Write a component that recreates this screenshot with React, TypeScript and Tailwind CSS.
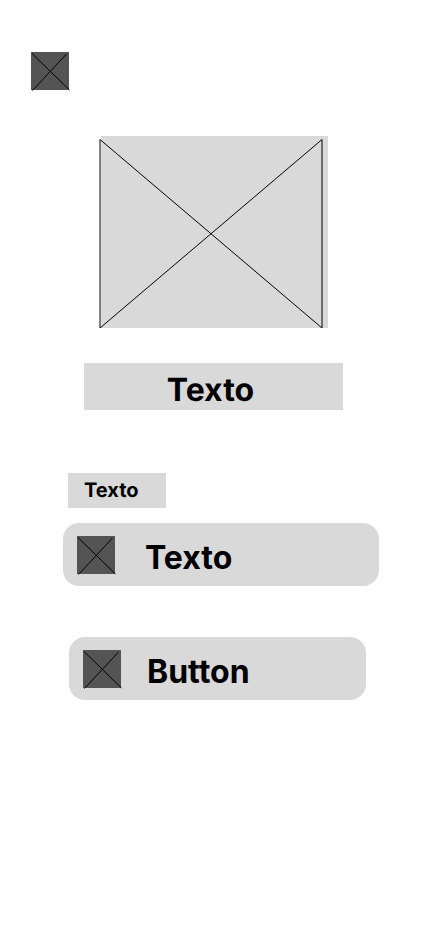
function CrossIcon() {
  return (
    <svg
      className="block size-10 shrink-0"
      viewBox="0 0 40 40"
      fill="none"
      stroke="#000"
      aria-hidden="true"
    >
      <rect width="38" height="38" fill="#545454" stroke="none" />
      <path d="M1 1.5 38.5 38M35.5 2 1.5 38.5" />
    </svg>
  );
}

function PicturePlaceholder() {
  return (
    <svg
      className="block h-48 w-57 overflow-visible"
      viewBox="0 0 228 192"
      fill="none"
      stroke="#000"
      role="img"
      aria-label="Imagen"
    >
      <rect x="1" width="227" height="192" fill="#d9d9d9" stroke="none" />
      <path d="M0 3.5 222 192V3.5L0 192Z" strokeLinejoin="bevel" />
    </svg>
  );
}

export default function App() {
  return (
    <main className="min-h-screen bg-white pt-13 pb-8 font-['Inter',sans-serif] text-black [text-rendering:geometricPrecision]">
      <button type="button" aria-label="Volver" className="ml-[31px] block">
        <CrossIcon />
      </button>

      <div className="mt-11 flex justify-center">
        <PicturePlaceholder />
      </div>

      <h1 className="mr-[85px] ml-[84px] mt-[35px] bg-[#d9d9d9] pt-[7px] pr-1.5 text-center text-[32px] leading-10 font-bold">
        Texto
      </h1>

      <form className="mt-[63px]" onSubmit={(event) => event.preventDefault()}>
        <label
          htmlFor="campo"
          className="ml-[68px] block h-[35px] w-[98px] bg-[#d9d9d9] pt-[5px] pl-4 text-xl leading-6 font-bold"
        >
          Texto
        </label>

        <div className="mt-[15px] mr-[49px] ml-[63px] flex h-[63px] items-center gap-7 rounded-2xl bg-[#d9d9d9] px-3.5 pt-0.5">
          <CrossIcon />
          <input
            id="campo"
            type="text"
            defaultValue="Texto"
            className="min-w-0 flex-1 bg-transparent pt-1 text-[32px] leading-10 font-bold outline-none"
          />
        </div>

        <button
          type="submit"
          className="mt-[51px] mr-[62px] ml-[69px] flex h-[63px] w-[calc(100%-131px)] items-center gap-6 rounded-2xl bg-[#d9d9d9] px-3.5 pt-0.5 text-left text-[32px] leading-10 font-bold"
        >
          <CrossIcon />
          <span className="pt-1">Button</span>
        </button>
      </form>
    </main>
  );
}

----

The data above needs to be retyped exactly, with the images left out.

Output for this exercise:
Write a component that recreates this screenshot with React, TypeScript and Tailwind CSS.
function CrossIcon() {
  return (
    <svg
      className="block size-10 shrink-0"
      viewBox="0 0 40 40"
      fill="none"
      stroke="#000"
      aria-hidden="true"
    >
      <rect width="38" height="38" fill="#545454" stroke="none" />
      <path d="M1 1.5 38.5 38M35.5 2 1.5 38.5" />
    </svg>
  );
}

function PicturePlaceholder() {
  return (
    <svg
      className="block h-48 w-57 overflow-visible"
      viewBox="0 0 228 192"
      fill="none"
      stroke="#000"
      role="img"
      aria-label="Imagen"
    >
      <rect x="1" width="227" height="192" fill="#d9d9d9" stroke="none" />
      <path d="M0 3.5 222 192V3.5L0 192Z" strokeLinejoin="bevel" />
    </svg>
  );
}

export default function App() {
  return (
    <main className="min-h-screen bg-white pt-13 pb-8 font-['Inter',sans-serif] text-black [text-rendering:geometricPrecision]">
      <button type="button" aria-label="Volver" className="ml-[31px] block">
        <CrossIcon />
      </button>

      <div className="mt-11 flex justify-center">
        <PicturePlaceholder />
      </div>

      <h1 className="mr-[85px] ml-[84px] mt-[35px] bg-[#d9d9d9] pt-[7px] pr-1.5 text-center text-[32px] leading-10 font-bold">
        Texto
      </h1>

      <form className="mt-[63px]" onSubmit={(event) => event.preventDefault()}>
        <label
          htmlFor="campo"
          className="ml-[68px] block h-[35px] w-[98px] bg-[#d9d9d9] pt-[5px] pl-4 text-xl leading-6 font-bold"
        >
          Texto
        </label>

        <div className="mt-[15px] mr-[49px] ml-[63px] flex h-[63px] items-center gap-7 rounded-2xl bg-[#d9d9d9] px-3.5 pt-0.5">
          <CrossIcon />
          <input
            id="campo"
            type="text"
            defaultValue="Texto"
            className="min-w-0 flex-1 bg-transparent pt-1 text-[32px] leading-10 font-bold outline-none"
          />
        </div>

        <button
          type="submit"
          className="mt-[51px] mr-[62px] ml-[69px] flex h-[63px] w-[calc(100%-131px)] items-center gap-6 rounded-2xl bg-[#d9d9d9] px-3.5 pt-0.5 text-left text-[32px] leading-10 font-bold"
        >
          <CrossIcon />
          <span className="pt-1">Button</span>
        </button>
      </form>
    </main>
  );
}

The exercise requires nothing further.